And, in the Amazon MSK cluster’s security group add the inbound rule allowing port 9098 for leader IP address of your Amazon Redshift Cluster, as shown in the following diagram. You can find the IP address for your Amazon Redshift Cluster’s leader node on properties tab of Amazon Redshift cluster from AWS Management Console.
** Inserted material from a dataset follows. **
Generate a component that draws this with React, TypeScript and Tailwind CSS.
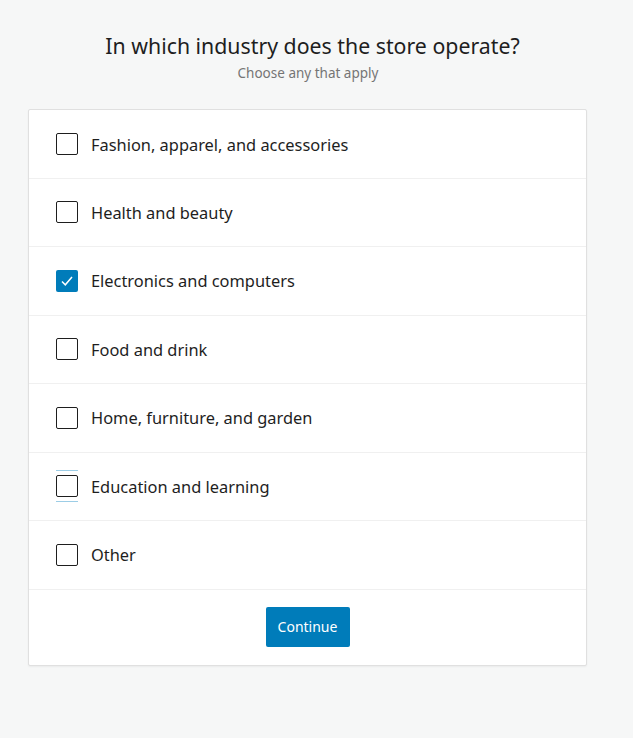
import React, { useState } from "react";

const industries = [
  "Fashion, apparel, and accessories",
  "Health and beauty",
  "Electronics and computers",
  "Food and drink",
  "Home, furniture, and garden",
  "Education and learning",
  "Other",
];

const Checkbox = ({ checked, focused }: { checked: boolean; focused?: boolean }) => (
  <div className="relative w-[22px] h-[22px] shrink-0">
    {focused ? (
      <>
        <div className="absolute left-0 right-0 -top-[5px] h-px bg-[#9ccde6]" />
        <div className="absolute left-0 right-0 -bottom-[5px] h-px bg-[#9ccde6]" />
      </>
    ) : null}
    {checked ? (
      <div className="w-[22px] h-[22px] rounded-[2px] bg-[#007cba] flex items-center justify-center">
        <svg width="16" height="16" viewBox="0 0 16 16" fill="none">
          <path d="M3 8.5 L6.3 11.8 L13 4" stroke="white" strokeWidth="1.5" />
        </svg>
      </div>
    ) : (
      <div className="w-[22px] h-[22px] rounded-[2px] border-[1.5px] border-[#1e1e1e] bg-white" />
    )}
  </div>
);

export default function App() {
  const [selected, setSelected] = useState<string[]>(["Electronics and computers"]);

  const toggle = (name: string) => {
    setSelected((s) => (s.includes(name) ? s.filter((x) => x != name) : [...s, name]));
  };

  return (
    <div className="min-h-[738px] bg-[#f6f7f7] font-['Noto_Sans',sans-serif] text-[#1e1e1e]">
      <div className="w-[616px] pt-[31px]">
        <h1 className="text-center text-[21.3px] leading-[30px] pl-[9px]">In which industry does the store operate?</h1>
        <p className="text-center text-[13.5px] text-[#757575] mt-[3px] leading-[18px]">Choose any that apply</p>
        <div className="mx-[28px] mt-[27px] w-[559px] bg-white border border-[#e0e0e0] rounded-[2px] shadow-[0_1px_2px_rgba(0,0,0,0.05)]">
          {industries.map((name, index) => (
            <div
              key={name}
              onClick={() => toggle(name)}
              className={`flex items-center gap-[13px] pl-[27px] h-[68.5px] border-b border-[#f0f0f0] cursor-pointer ${
                index == 0 ? "pt-px" : ""
              }`}
            >
              <Checkbox checked={selected.includes(name)} focused={name == "Education and learning"} />
              <span className="text-[16.4px] pt-[2px]">{name}</span>
            </div>
          ))}
          <div className="flex justify-center pt-[17px] pb-[18px]">
            <button className="w-[84px] h-[40px] bg-[#007cba] text-white text-[14px] rounded-[2px]">Continue</button>
          </div>
        </div>
      </div>
    </div>
  );
}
image shows how to add the inbound rule allowing port 9098 for leader IP address of your Amazon Redshift Cluster,in the Amazon MSK cluster’s security group

Walkthrough

Navigate to the Amazon Redshift service from AWS Management Console, then set up Amazon Redshift streaming ingestion for Amazon MSK by performing the following steps:

Enable_case_sensitive_identifier to true – In case you are using default parameter group for Amazon Redshift Cluster, you won’t be able to set enable_case_sensitive_identifier to true. You can create new parameter group with enable_case_sensitive_identifier to true and attach it to Amazon Redshift cluster. After you modify parameter values, you must reboot any clusters that are associated with the modified parameter group. It may take few minutes for Amazon Redshift cluster to reboot.

This configuration value that determines whether name identifiers of databases, tables, and columns are case sensitive. Once done, please open a new Amazon Redshift Query Editor V2, so that config changes we made are reflected, then follow next steps.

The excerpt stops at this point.